Para cerrar el artículo en homenaje a un compositor cuya música me acompaña desde la niñez y a quien no pocas veces programé en mi etapa de dirección de espacios musicales en una emisora del suroeste de España, debo confesar que varios detalles del texto precedente los debo a una atenta visualización del homenaje que le rindiera a Lecuona, en el 2016, Rául Padilla Avendaño, dentro del portal Voces Líricas Cubanas.
Ese mismo homenaje, con cantidad de material gráfico y documental, no mencionaba para nada la vida privada del compositor, ni encontré ninguna referencia a la misma en el material que pude rastrear con la ayuda de mi dilecta amiga Miss Hortensia Google. Me asaltó la sospecha de lo inconfesable, de que quizás estaba tocando un tabú. Contacté, pues, con una fuente confiable y le pregunté si es que Lecuona era acaso homosexual. Su respuesta no me dejó lugar a ninguna duda: “Era gay con balcón a la calle y maceticas con gladiolos. ‘Siboney’ posiblemente sea la primera canción Queer del idioma. Se inspiró en un mulato bugarrón, del que estaba enamoradísimo nuestro gran músico». A mayor abundamiento, y gracias a un amigo barranquillero que leyó el borrador de estas letras, descubrí un texto de Mayra Montero donde habla de uno de los amantes de Lecuona, al que conoció personalmente.

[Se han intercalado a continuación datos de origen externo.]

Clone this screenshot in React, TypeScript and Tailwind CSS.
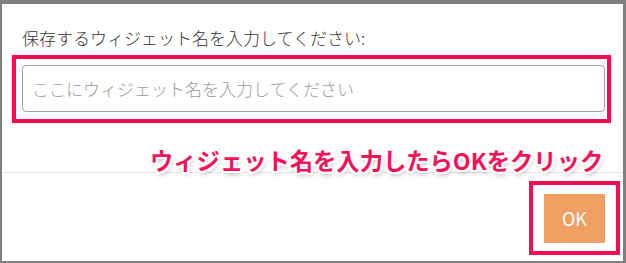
import { useState } from "react";

const JP = "font-['Noto_Sans_CJK_JP','Noto_Sans',sans-serif]";

export default function App() {
  const [name, setName] = useState("");

  return (
    <div
      className={`relative box-border h-[263px] w-[626px] border-t-4 border-r-[3px] border-b-2 border-l-2 border-[#7f7f7f] bg-white ${JP}`}
    >
      {/* body */}
      <div className="pt-[22px] pb-[49px]">
        <label className="block pl-[20px] text-[17px] leading-[24px] font-light text-[#333333]">
          保存するウィジェット名を入力してください:
        </label>
        <div className="mt-[5px] ml-[10px] box-border h-[68px] w-[599px] border-4 border-[#ff0a55] pt-[6px] pl-[6px]">
          <input
            value={name}
            onChange={(e) => setName(e.target.value)}
            placeholder="ここにウィジェット名を入力してください"
            className="box-border h-[47px] w-[583px] rounded-[4px] border border-[#a3a3a3] px-[9px] text-[17px] font-light text-[#333333] outline-none placeholder:text-[#9a9a9a]"
          />
        </div>
      </div>

      {/* footer */}
      <div className="flex justify-end border-t border-[#e5e5e5] pt-[8px] pr-[3px]">
        <div className="box-border flex h-[74px] w-[91px] items-center justify-center border-4 border-[#ff0a55]">
          <button
            type="button"
            className="h-[49px] w-[61px] bg-[#f0a062] text-[18px] text-white"
          >
            OK
          </button>
        </div>
      </div>

      {/* annotation */}
      <div className="absolute top-[141px] left-[148px] text-[23.3px] leading-[30px] font-bold whitespace-nowrap text-[#f2135a] [text-shadow:-2px_-2px_0_#fff,2px_-2px_0_#fff,-2px_2px_0_#fff,2px_2px_0_#fff,0_-2px_0_#fff,0_2px_0_#fff,-2px_0_0_#fff,2px_0_0_#fff,1px_3px_5px_rgba(0,0,0,0.35)]">
        ウィジェット名を入力したらOKをクリック
      </div>
    </div>
  );
}
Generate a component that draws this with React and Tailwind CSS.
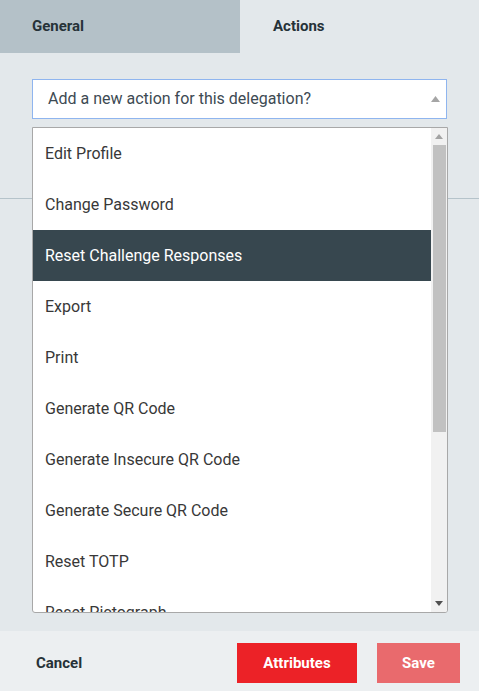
import React from "react";

const actions = [
  "Edit Profile",
  "Change Password",
  "Reset Challenge Responses",
  "Export",
  "Print",
  "Generate QR Code",
  "Generate Insecure QR Code",
  "Generate Secure QR Code",
  "Reset TOTP",
  "Reset Pictograph",
];

const App = () => {
  const selected = "Reset Challenge Responses";

  return (
    <div
      className="w-[479px] h-[691px] flex flex-col bg-[#e3e8eb] overflow-hidden"
      style={{ fontFamily: "Roboto, 'Liberation Sans', sans-serif" }}
    >
      {/* tabs */}
      <div className="flex h-[53px] shrink-0">
        <div className="w-[240px] bg-[#b4c1c8] flex items-center pl-8 text-[15px] font-bold text-[#263238]">
          General
        </div>
        <div className="flex-1 flex items-center pl-[33px] text-[15px] font-bold text-[#263238]">
          Actions
        </div>
      </div>

      {/* body */}
      <div className="relative flex-1">
        <div className="h-[146px] border-b border-[#b5c3ca] pt-[26px] px-8">
          <div className="h-[40px] bg-white border border-[#8fb5ef] flex items-center justify-between pl-[15px] pr-[6px]">
            <span className="text-[16px] text-[#3d4a53]">
              Add a new action for this delegation?
            </span>
            <svg width="9" height="6" viewBox="0 0 9 6">
              <path d="M4.5 0 L9 6 L0 6 Z" fill="#a5a5a5" />
            </svg>
          </div>
        </div>

        {/* dropdown list */}
        <div className="absolute left-8 top-[74px] w-[416px] h-[486px] bg-white border border-[#a8a8a8] rounded-b-[3px] flex overflow-hidden">
          <div className="flex-1 overflow-hidden">
            {actions.map((a) => (
              <div
                key={a}
                className={
                  a === selected
                    ? "h-[51px] shrink-0 flex items-center pl-3 text-[16px] bg-[#37474f] text-white"
                    : "h-[51px] shrink-0 flex items-center pl-3 text-[16px] text-[#383838]"
                }
              >
                {a}
              </div>
            ))}
          </div>
          <div className="w-[16px] bg-[#f1f1f1] flex flex-col items-center">
            <div className="h-[17px] flex items-center justify-center">
              <svg width="8" height="5" viewBox="0 0 8 5">
                <path d="M4 0 L8 5 L0 5 Z" fill="#a3a3a3" />
              </svg>
            </div>
            <div className="w-[13px] h-[287px] bg-[#c1c1c1]" />
            <div className="flex-1" />
            <div className="h-[17px] flex items-center justify-center">
              <svg width="8" height="5" viewBox="0 0 8 5">
                <path d="M0 0 L8 0 L4 5 Z" fill="#505050" />
              </svg>
            </div>
          </div>
        </div>
      </div>

      {/* footer */}
      <div className="h-[60px] shrink-0 bg-[#eceff1] flex items-center pt-1 pl-9 pr-[19px]">
        <span className="text-[15px] font-bold text-[#263238]">Cancel</span>
        <div className="flex-1" />
        <button className="w-[120px] h-[40px] bg-[#ec2227] text-white text-[15px] font-bold">
          Attributes
        </button>
        <button className="ml-5 w-[83px] h-[40px] bg-[#e96a6d] text-white text-[15px] font-bold">
          Save
        </button>
      </div>
    </div>
  );
};

export default App;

Y la anécdota personal como el lacito arriba del regalo: Un día de mayo/junio de 1985, en Santa Cruz de Tenerife, a la puerta del hotel Mencey, un edificio en estilo colonial con gran patio porticado, nos encontrábamos el poeta español José Agustín Goytisolo, Miguel Barnet y yo, esperando al bus que nos llevaría de excursión al Teide. El portero del hotel, que seguía nuestra plática, de repente aprovechó una pausa para preguntarnos si alguno de los tres era cubano. Miguel dijo que él lo era, y el portero nos cuchicheó que en el hotel, años atrás, había muerto un cubano famoso, el compositor Ernesto Lecuona.
A lo que yo —¡el maldito periodista tuvo que ser!— le pregunté que en cuál habitación, y apenas lo hice supe que no lo habría debido hacer, pero ya estaba hecho. Recién al oír el número de la habitación respiramos aliviados: no era la de ninguno de los tres.